We know a few things for sure. First, Google is big—very big. Shares of Google and its parent company, Alphabet, moved up 15% in 1 day in July 2015. “Google’s market is already around $400 billion and it rose up with $50 billion more during that day. This earning of Google became the largest single-day earning ever,” according to Realtytoday.com.
Second, despite this largess, Google often acts like a startup, changing directions or product efforts in ways that seem odd or unexplainable to the outsider.
Third, Google is willing to pay big bucks for companies it is interested in acquiring, such as the $3.2 billion it paid for a smart thermostat company early this year.
Fourth, Google’s executives have their own priorities and methods of assessment for new products or acquisitions. CEO Larry Page, “[i]nstead of diving into the nitty-gritty of cash flow and earnings, … cares about usefulness and long-term investment and benefits,” Business Insider reports. The New York Times notes that Page “asks whether the acquisition passes the toothbrush test: Is it something you will use once or twice a day, and does it make your life better?”

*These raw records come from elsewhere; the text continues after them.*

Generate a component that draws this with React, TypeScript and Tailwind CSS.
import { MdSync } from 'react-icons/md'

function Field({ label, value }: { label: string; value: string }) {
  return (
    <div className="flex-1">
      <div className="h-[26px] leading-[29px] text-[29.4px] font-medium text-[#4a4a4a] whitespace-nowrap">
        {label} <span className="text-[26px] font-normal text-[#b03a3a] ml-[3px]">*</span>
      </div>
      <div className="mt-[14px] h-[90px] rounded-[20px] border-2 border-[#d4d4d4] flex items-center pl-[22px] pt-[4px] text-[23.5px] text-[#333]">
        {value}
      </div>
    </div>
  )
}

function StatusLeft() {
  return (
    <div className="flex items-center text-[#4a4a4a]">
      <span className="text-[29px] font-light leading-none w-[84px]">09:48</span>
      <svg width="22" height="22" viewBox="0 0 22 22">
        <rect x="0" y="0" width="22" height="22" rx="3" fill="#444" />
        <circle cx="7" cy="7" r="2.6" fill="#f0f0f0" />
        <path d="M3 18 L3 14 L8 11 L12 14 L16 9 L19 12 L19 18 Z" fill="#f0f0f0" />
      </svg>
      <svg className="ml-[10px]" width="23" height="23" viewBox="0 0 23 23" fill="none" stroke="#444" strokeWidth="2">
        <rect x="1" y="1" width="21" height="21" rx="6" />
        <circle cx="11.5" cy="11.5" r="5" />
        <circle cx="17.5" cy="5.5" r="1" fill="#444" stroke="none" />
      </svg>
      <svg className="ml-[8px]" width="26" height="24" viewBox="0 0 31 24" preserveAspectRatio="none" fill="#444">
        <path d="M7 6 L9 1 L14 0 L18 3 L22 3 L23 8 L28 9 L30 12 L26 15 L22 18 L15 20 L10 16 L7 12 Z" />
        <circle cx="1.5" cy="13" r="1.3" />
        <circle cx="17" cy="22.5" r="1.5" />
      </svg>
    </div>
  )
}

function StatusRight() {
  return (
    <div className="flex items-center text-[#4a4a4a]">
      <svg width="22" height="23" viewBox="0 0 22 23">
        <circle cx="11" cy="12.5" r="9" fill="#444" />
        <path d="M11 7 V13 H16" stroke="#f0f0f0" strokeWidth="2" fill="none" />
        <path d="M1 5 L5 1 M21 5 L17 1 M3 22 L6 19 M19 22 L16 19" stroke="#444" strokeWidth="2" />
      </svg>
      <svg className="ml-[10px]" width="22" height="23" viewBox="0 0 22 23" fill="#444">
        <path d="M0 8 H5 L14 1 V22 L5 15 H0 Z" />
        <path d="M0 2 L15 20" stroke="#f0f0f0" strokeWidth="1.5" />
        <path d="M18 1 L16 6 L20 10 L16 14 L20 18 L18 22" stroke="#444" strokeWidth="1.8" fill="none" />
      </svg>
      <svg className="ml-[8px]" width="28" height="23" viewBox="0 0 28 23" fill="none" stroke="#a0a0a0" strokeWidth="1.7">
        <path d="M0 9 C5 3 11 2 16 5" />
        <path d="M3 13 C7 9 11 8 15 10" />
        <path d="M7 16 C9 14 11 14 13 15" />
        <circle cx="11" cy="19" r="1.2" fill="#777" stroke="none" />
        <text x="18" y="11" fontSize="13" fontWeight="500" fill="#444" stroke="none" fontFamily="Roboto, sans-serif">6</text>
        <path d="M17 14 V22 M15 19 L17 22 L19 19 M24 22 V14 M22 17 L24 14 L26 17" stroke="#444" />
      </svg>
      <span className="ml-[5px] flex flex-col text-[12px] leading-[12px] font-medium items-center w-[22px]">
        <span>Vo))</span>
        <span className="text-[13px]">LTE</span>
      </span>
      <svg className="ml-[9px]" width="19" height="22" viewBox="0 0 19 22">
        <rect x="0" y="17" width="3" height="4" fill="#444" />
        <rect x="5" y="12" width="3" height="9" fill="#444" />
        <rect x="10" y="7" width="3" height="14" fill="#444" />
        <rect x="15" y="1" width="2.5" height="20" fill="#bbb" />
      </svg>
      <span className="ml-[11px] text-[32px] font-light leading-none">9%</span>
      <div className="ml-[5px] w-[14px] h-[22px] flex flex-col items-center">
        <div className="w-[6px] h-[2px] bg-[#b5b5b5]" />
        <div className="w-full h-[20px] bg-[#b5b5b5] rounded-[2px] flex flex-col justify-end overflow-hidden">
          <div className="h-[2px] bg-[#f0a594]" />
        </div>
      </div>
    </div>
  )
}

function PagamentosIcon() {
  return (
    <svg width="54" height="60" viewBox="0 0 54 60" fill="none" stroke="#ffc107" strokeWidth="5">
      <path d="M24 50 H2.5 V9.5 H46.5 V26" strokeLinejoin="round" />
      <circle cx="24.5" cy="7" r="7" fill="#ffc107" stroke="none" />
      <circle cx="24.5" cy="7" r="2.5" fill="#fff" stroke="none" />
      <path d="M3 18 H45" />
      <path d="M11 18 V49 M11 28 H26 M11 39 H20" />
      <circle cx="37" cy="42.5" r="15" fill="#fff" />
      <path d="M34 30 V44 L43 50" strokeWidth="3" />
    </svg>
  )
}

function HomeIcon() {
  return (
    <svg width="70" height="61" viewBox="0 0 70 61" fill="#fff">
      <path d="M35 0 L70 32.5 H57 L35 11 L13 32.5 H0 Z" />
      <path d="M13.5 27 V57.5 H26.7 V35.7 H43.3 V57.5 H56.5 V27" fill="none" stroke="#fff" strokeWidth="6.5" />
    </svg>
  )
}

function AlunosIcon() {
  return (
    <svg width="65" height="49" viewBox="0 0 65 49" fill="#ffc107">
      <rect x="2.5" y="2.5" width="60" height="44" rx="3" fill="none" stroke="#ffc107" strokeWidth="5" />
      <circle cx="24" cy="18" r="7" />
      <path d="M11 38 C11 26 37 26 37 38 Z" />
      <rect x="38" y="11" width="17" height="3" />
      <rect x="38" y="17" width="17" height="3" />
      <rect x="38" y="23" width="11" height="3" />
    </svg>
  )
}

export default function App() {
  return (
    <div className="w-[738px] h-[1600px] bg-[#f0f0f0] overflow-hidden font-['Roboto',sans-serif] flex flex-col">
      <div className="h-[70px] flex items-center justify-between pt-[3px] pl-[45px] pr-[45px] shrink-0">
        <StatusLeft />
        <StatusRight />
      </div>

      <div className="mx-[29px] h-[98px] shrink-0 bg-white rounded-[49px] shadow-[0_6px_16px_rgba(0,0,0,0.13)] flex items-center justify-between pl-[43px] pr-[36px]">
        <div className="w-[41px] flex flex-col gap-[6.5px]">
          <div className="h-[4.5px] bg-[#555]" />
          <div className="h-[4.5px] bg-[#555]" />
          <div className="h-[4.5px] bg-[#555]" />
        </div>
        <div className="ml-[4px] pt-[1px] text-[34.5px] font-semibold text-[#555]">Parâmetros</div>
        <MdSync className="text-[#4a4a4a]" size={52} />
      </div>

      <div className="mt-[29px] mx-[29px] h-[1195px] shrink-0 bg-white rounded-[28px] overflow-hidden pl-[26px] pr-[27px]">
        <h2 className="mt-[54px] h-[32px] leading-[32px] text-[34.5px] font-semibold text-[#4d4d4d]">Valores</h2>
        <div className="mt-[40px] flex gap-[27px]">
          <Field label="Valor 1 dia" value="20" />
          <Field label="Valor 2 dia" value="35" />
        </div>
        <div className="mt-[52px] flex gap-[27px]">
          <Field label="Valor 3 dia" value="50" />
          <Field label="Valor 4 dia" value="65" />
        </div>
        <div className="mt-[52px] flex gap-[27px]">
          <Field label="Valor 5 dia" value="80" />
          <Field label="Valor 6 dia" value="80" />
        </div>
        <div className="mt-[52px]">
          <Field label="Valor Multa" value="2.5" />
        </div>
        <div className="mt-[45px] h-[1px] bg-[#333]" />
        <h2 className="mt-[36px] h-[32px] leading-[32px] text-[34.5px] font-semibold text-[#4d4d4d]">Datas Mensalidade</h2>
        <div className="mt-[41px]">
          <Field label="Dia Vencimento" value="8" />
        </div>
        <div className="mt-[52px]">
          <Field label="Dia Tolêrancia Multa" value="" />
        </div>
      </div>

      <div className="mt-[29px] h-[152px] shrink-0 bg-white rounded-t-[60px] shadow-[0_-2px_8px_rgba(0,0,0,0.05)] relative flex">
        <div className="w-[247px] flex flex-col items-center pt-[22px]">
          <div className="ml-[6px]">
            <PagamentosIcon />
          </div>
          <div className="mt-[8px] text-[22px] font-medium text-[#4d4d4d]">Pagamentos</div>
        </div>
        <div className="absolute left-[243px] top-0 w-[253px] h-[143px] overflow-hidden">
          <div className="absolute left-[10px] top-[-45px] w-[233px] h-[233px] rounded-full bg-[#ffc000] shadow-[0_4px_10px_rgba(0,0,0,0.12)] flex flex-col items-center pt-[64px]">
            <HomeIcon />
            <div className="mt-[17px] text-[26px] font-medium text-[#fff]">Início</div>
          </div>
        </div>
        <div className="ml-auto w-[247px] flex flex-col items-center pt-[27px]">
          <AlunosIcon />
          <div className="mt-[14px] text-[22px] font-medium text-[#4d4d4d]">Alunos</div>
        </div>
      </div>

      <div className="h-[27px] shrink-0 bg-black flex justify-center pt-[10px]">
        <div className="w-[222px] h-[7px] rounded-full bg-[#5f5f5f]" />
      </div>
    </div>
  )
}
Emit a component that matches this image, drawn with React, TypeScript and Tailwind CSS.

Last, Google—perhaps due to both its size and assets—has been able to work in relative secrecy that has allowed for guesstimates and theories on its next major project. The Google Science rumors of 2014, based on a widely circulated presentation PDF, led many to assume that Google was planning to move more directly into research services. Google has never commented on this. Remember Google’s barge that appeared in San Francisco Bay in 2013? The company prefers to explore new ventures away from public scrutiny.
The company invests in anything, including windmills, drones, a human-powered monorail, a super-fast fiber optic internet system, solar mirror panels, and 3D printing. Google’s founders have always believed in dreaming big and trying to change the world. We can hope that its latest move of breaking up Kifi results in positive changes for searchers in its space.